Detects a ‘square well’ shaped transit. All parameters are optional.

Parameters

  • flux (float array) – Flux of the time series. Dependent variable.

  • dflux (float array) – Error in the flux. Error in the dependent variable.

  • time (float array) – Time variable. Independent variable.

  • cycle (float) – Sampling value of the time series.

  • maximum_duration (float, default: light curve time span) – Maximum duration of the occultation event.

  • dur_step (float, default: 1/2 cycle) – Step size to sweep occultation duration event.

  • snr_limit (float, default=None) – Minimum occultation SNR.

  • n_detections (int, default=1) – Number of detections regardless the SNR. n_detections is superseded by snr_limit.

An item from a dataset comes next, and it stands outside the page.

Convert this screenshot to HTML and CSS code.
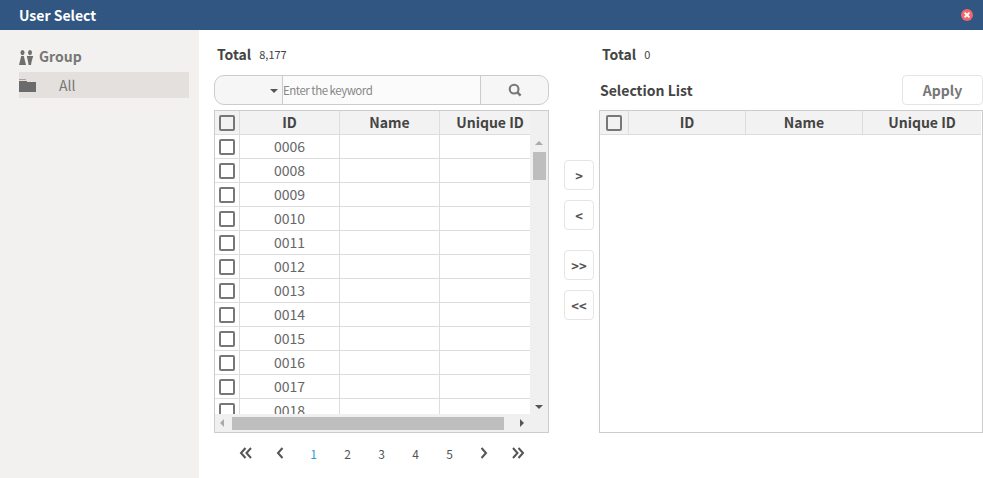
FILE: index.html
```html
<!DOCTYPE html>
<html>
<head>
	<title>User Select</title>
	<meta charset="UTF-8">
	<link rel="stylesheet" href="styles.css">
</head>
<body>
	<div class="popup">
		<div class="popup-head">
			<span class="popup-title">User Select</span>
			<svg class="close-icon" width="14" height="14" viewBox="0 0 14 14"><circle cx="7" cy="7" r="6" fill="#ef666c"/><path d="M4.6 4.6l4.8 4.8M9.4 4.6l-4.8 4.8" stroke="#fff" stroke-width="2"/></svg>
		</div>
		<div class="popup-body">
			<div class="side">
				<div class="side-title">
					<svg width="15" height="15" viewBox="0 0 15 15" fill="#6f6f6f"><ellipse cx="3.500" cy="2.600" rx="2" ry="2.600"/><ellipse cx="11" cy="2.600" rx="2" ry="2.600"/><path d="M2.200 6h2.600L7 15H0z"/><path d="M7.800 6h6.400l-1.600 5.500-.6 3.500H9.600L9 11.500z"/></svg>
					<span>Group</span>
				</div>
				<div class="tree-item">
					<svg width="17" height="13" viewBox="0 0 17 13" fill="#6b6b6b"><path d="M0 0h7v1H0z" opacity=".5"/><path d="M0 3h17v10H0z"/><path d="M0 2h8v1H0z"/></svg>
					<span>All</span>
				</div>
			</div>
			<div class="main">
				<div class="list-col">
					<div class="total"><b>Total</b><span>8,177</span></div>
					<div class="search">
						<div class="search-select"><i class="caret"></i></div>
						<input class="search-input" type="text" placeholder="Enter the keyword">
						<div class="search-btn">
							<svg width="14" height="14" viewBox="0 0 16 16" fill="none" stroke="#777"><circle cx="7" cy="7" r="5" stroke-width="2.400"/><path d="M10.800 10.800l3.600 3.600" stroke-width="2.800"/></svg>
						</div>
					</div>
					<div class="grid">
						<div class="grid-top">
							<div class="grid-view">
								<table class="tbl tbl-left">
									<thead>
										<tr><th class="chk-cell"><i class="chk"></i></th><th>ID</th><th>Name</th><th>Unique ID</th></tr>
									</thead>
									<tbody>
										<tr><td class="chk-cell"><i class="chk"></i></td><td>0006</td><td></td><td></td></tr>
										<tr><td class="chk-cell"><i class="chk"></i></td><td>0008</td><td></td><td></td></tr>
										<tr><td class="chk-cell"><i class="chk"></i></td><td>0009</td><td></td><td></td></tr>
										<tr><td class="chk-cell"><i class="chk"></i></td><td>0010</td><td></td><td></td></tr>
										<tr><td class="chk-cell"><i class="chk"></i></td><td>0011</td><td></td><td></td></tr>
										<tr><td class="chk-cell"><i class="chk"></i></td><td>0012</td><td></td><td></td></tr>
										<tr><td class="chk-cell"><i class="chk"></i></td><td>0013</td><td></td><td></td></tr>
										<tr><td class="chk-cell"><i class="chk"></i></td><td>0014</td><td></td><td></td></tr>
										<tr><td class="chk-cell"><i class="chk"></i></td><td>0015</td><td></td><td></td></tr>
										<tr><td class="chk-cell"><i class="chk"></i></td><td>0016</td><td></td><td></td></tr>
										<tr><td class="chk-cell"><i class="chk"></i></td><td>0017</td><td></td><td></td></tr>
										<tr><td class="chk-cell"><i class="chk"></i></td><td>0018</td><td></td><td></td></tr>
									</tbody>
								</table>
							</div>
							<div class="vbar">
								<i class="arr arr-up"></i>
								<div class="vbar-thumb"></div>
								<i class="arr arr-down"></i>
							</div>
						</div>
						<div class="hbar">
							<i class="arr arr-left"></i>
							<div class="hbar-thumb"></div>
							<i class="arr arr-right"></i>
						</div>
					</div>
					<div class="pager">
						<a><svg width="14" height="12" viewBox="0 0 14 12"><path d="M6.500 1L2 6l4.500 5M12 1L7.500 6l4.500 5" fill="none" stroke="#555" stroke-width="2"/></svg></a>
						<a><svg width="8" height="12" viewBox="0 0 8 12"><path d="M6.500 1L2 6l4.500 5" fill="none" stroke="#555" stroke-width="2"/></svg></a>
						<a class="on">1</a>
						<a>2</a>
						<a>3</a>
						<a>4</a>
						<a>5</a>
						<a><svg width="8" height="12" viewBox="0 0 8 12"><path d="M1.500 1L6 6l-4.500 5" fill="none" stroke="#555" stroke-width="2"/></svg></a>
						<a><svg width="14" height="12" viewBox="0 0 14 12"><path d="M2 1l4.500 5L2 11M7.500 1L12 6l-4.500 5" fill="none" stroke="#555" stroke-width="2"/></svg></a>
					</div>
				</div>
				<div class="move-col">
					<button class="move-btn">&gt;</button>
					<button class="move-btn">&lt;</button>
					<button class="move-btn move-all">&gt;&gt;</button>
					<button class="move-btn">&lt;&lt;</button>
				</div>
				<div class="sel-col">
					<div class="total total-right"><b>Total</b><span>0</span></div>
					<div class="sel-head">
						<b>Selection List</b>
						<button class="apply-btn">Apply</button>
					</div>
					<div class="grid grid-right">
						<table class="tbl tbl-right">
							<thead>
								<tr><th class="chk-cell"><i class="chk"></i></th><th>ID</th><th>Name</th><th>Unique ID</th></tr>
							</thead>
						</table>
					</div>
				</div>
			</div>
		</div>
	</div>
</body>
</html>
```

FILE: styles.css
```css
*{
	margin: 0;
	padding: 0;
	box-sizing: border-box;
}
body{
	background: #fff;
	font-family: "Noto Sans CJK KR", "Noto Sans", sans-serif;
	color: #444;
	overflow: hidden;
}
.popup{
	width: 983px;
	height: 478px;
	display: flex;
	flex-direction: column;
}
.popup-head{
	height: 30px;
	flex: none;
	background: #315682;
	display: flex;
	align-items: center;
	justify-content: space-between;
	padding: 0 9px 0 19px;
}
.popup-title{
	color: #fff;
	font-size: 14px;
	font-weight: 700;
	line-height: 30px;
}
.popup-body{
	flex: 1;
	display: flex;
	min-height: 0;
}
.side{
	width: 199px;
	flex: none;
	background: #f2f1f0;
	padding: 16px 10px 0 19px;
}
.side-title{
	display: flex;
	align-items: center;
	gap: 5px;
	height: 22px;
	color: #777;
	font-size: 14px;
	font-weight: 700;
	line-height: 18px;
}
.side-title span{
	margin-top: -3px;
}
.tree-item{
	margin-top: 4px;
	height: 26px;
	background: #e3e0de;
	display: flex;
	align-items: center;
	gap: 23px;
	font-size: 14px;
	color: #777;
}
.main{
	flex: 1;
	display: flex;
	padding-left: 15px;
}
.list-col{
	width: 335px;
	flex: none;
}
.total{
	height: 45px;
	padding: 0 0 11px 3px;
	display: flex;
	align-items: flex-end;
	gap: 8px;
	color: #444;
}
.total b{
	font-size: 14px;
	font-weight: 700;
	line-height: 20px;
}
.total span{
	font-size: 11px;
	line-height: 20px;
}
.search{
	height: 30px;
	border: 1px solid #ccc;
	border-radius: 10px;
	background: #f6f6f6;
	display: flex;
	overflow: hidden;
}
.search-select{
	width: 68px;
	flex: none;
	border-right: 1px solid #ccc;
	position: relative;
}
.caret{
	position: absolute;
	right: 4px;
	top: 13px;
	border: 4px solid transparent;
	border-top: 4px solid #555;
	border-bottom: 0;
}
.search-input{
	flex: 1;
	min-width: 0;
	border: 0;
	background: #fbfbfb;
	font: 11.5px "Noto Sans CJK KR", "Noto Sans", sans-serif;
	letter-spacing: -0.5px;
	outline: none;
}
.search-input::placeholder{
	color: #888;
}
.search-btn{
	width: 68px;
	flex: none;
	border-left: 1px solid #ccc;
	display: flex;
	align-items: center;
	justify-content: center;
}
.grid{
	margin-top: 5px;
	height: 323px;
	border: 1px solid #ccc;
	display: flex;
	flex-direction: column;
}
.grid-top{
	flex: 1;
	display: flex;
	min-height: 0;
}
.grid-view{
	flex: 1;
	min-width: 0;
	overflow: hidden;
}
.tbl{
	border-collapse: separate;
	border-spacing: 0;
	table-layout: fixed;
}
.tbl-left{
	width: 325px;
}
.tbl-left th:nth-child(1){ width: 25px; }
.tbl-left th:nth-child(2){ width: 100px; }
.tbl-left th:nth-child(3){ width: 100px; }
.tbl-right{
	width: 381px;
}
.tbl-right th:nth-child(1){ width: 29px; }
.tbl-right th:nth-child(2){ width: 117px; }
.tbl-right th:nth-child(3){ width: 117px; }
.tbl th{
	height: 24px;
	padding-bottom: 2px;
	background: #f2f2f2;
	border-right: 1px solid #ddd;
	border-bottom: 1px solid #ddd;
	font-size: 14px;
	font-weight: 700;
	color: #444;
	line-height: 20px;
}
.tbl th.chk-cell{
	padding-bottom: 0;
}
.tbl th:last-child{
	border-right: 0;
}
.tbl td{
	height: 24px;
	padding-bottom: 2px;
	border-right: 1px solid #ddd;
	border-bottom: 1px solid #ddd;
	text-align: center;
	font-size: 14px;
	color: #666;
	line-height: 20px;
}
.tbl td.chk-cell{
	padding-bottom: 0;
}
.tbl td:last-child{
	border-right: 0;
}
.chk{
	display: block;
	width: 16px;
	height: 16px;
	margin: 0 auto;
	border: 2px solid #777;
	border-radius: 2px;
	background: #fff;
}
th .chk{
	background: #f2f2f2;
}
.vbar{
	width: 18px;
	flex: none;
	background: #f0f0f0;
	position: relative;
}
.vbar-thumb{
	position: absolute;
	left: 3px;
	top: 41px;
	width: 13px;
	height: 28px;
	background: #bebebe;
}
.hbar{
	height: 18px;
	flex: none;
	background: #f0f0f0;
	position: relative;
}
.hbar-thumb{
	position: absolute;
	left: 17px;
	top: 3px;
	width: 272px;
	height: 13px;
	background: #bebebe;
}
.arr{
	position: absolute;
	width: 0;
	height: 0;
	border: 4px solid transparent;
}
.arr-up{
	left: 5px;
	top: 30px;
	border-top: 0;
	border-bottom: 4px solid #aaa;
}
.arr-down{
	left: 5px;
	bottom: 5px;
	border-bottom: 0;
	border-top: 4px solid #555;
}
.arr-left{
	left: 5px;
	top: 5px;
	border-left: 0;
	border-right: 4px solid #aaa;
}
.arr-right{
	left: 305px;
	top: 5px;
	border-right: 0;
	border-left: 4px solid #555;
}
.pager{
	display: flex;
	justify-content: center;
	margin-top: 9px;
	height: 22px;
}
.pager a{
	width: 34px;
	display: flex;
	align-items: center;
	justify-content: center;
	font-size: 12px;
	color: #555;
}
.pager .on{
	color: #2a9bd8;
}
.move-col{
	width: 50px;
	flex: none;
	padding: 130px 0 0 15px;
}
.move-btn{
	display: block;
	width: 30px;
	height: 30px;
	margin-bottom: 10px;
	border: 1px solid #e5e5e5;
	border-radius: 4px;
	background: #fff;
	font: 700 13px "Noto Sans CJK KR", "Noto Sans", sans-serif;
	color: #555;
}
.move-all{
	margin-top: 20px;
}
.sel-col{
	width: 384px;
	flex: none;
}
.sel-head{
	height: 30px;
	display: flex;
	align-items: center;
	justify-content: space-between;
	padding-left: 1px;
	font-size: 14px;
}
.sel-head b{
	font-weight: 700;
}
.apply-btn{
	width: 81px;
	height: 30px;
	border: 1px solid #e5e5e5;
	border-radius: 4px;
	background: #fff;
	font: 700 14px "Noto Sans CJK KR", "Noto Sans", sans-serif;
	color: #777;
}
.grid-right{
	display: block;
}
```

  • plot (boolean, default=False) – True if output plots are desired.

Returns

OrderedDict – An ordered dictionary of name:value pairs for each parameter.

Return type

dict

Examples

>>> from sora.lightcurve.occdetect import occ_detect
>>> params = occ_detect(flux, dflux, time, 0.2)
>>> params
{'rank': 1,
'occultation_duration': 40.1384063065052,
'central_time': 7916.773870512843,
'immersion_time': 7896.7046673595905,
'emersion_time': 7936.843073666096,
'time_err': 0.05011036992073059,
'depth': 0.8663887801707082,
'depth_err': 0.10986223384336465,
'baseline': 0.9110181732552853,
'baseline_err': 0.19045768512595365,
'snr': 7.886138392251848,
'occ_mask': array([False, False, False, ..., False, False, False])}

Complementary functions

sora.lightcurve.utils.calc_fresnel(distance, bandpass)[source]

Calculates the Fresnel scale.

Fresnel Scale = square root of half the multiplication of wavelength and object distance.

Parameters

  • distance (int, float array) – Distances, in km.

  • bandpass (int, float, array) – Wavelength, in km.

Returns

fresnel_scale – Fresnel scale, in km.

Return type

float, array

sora.lightcurve.utils.calc_magnitude_drop(mag_star, mag_obj)[source]

Determines the magnitude drop of the occultation.

Parameters

  • mag_star (int, float) – Star magnitude.

  • mag_obj (int, float) – Object apparent magnitude to the date.

Returns

  • mag_drop (float) – Magnitude drop for the given magnitudes.

  • bottom_flux (float) – Normalized bottom flux for the given magnitudes.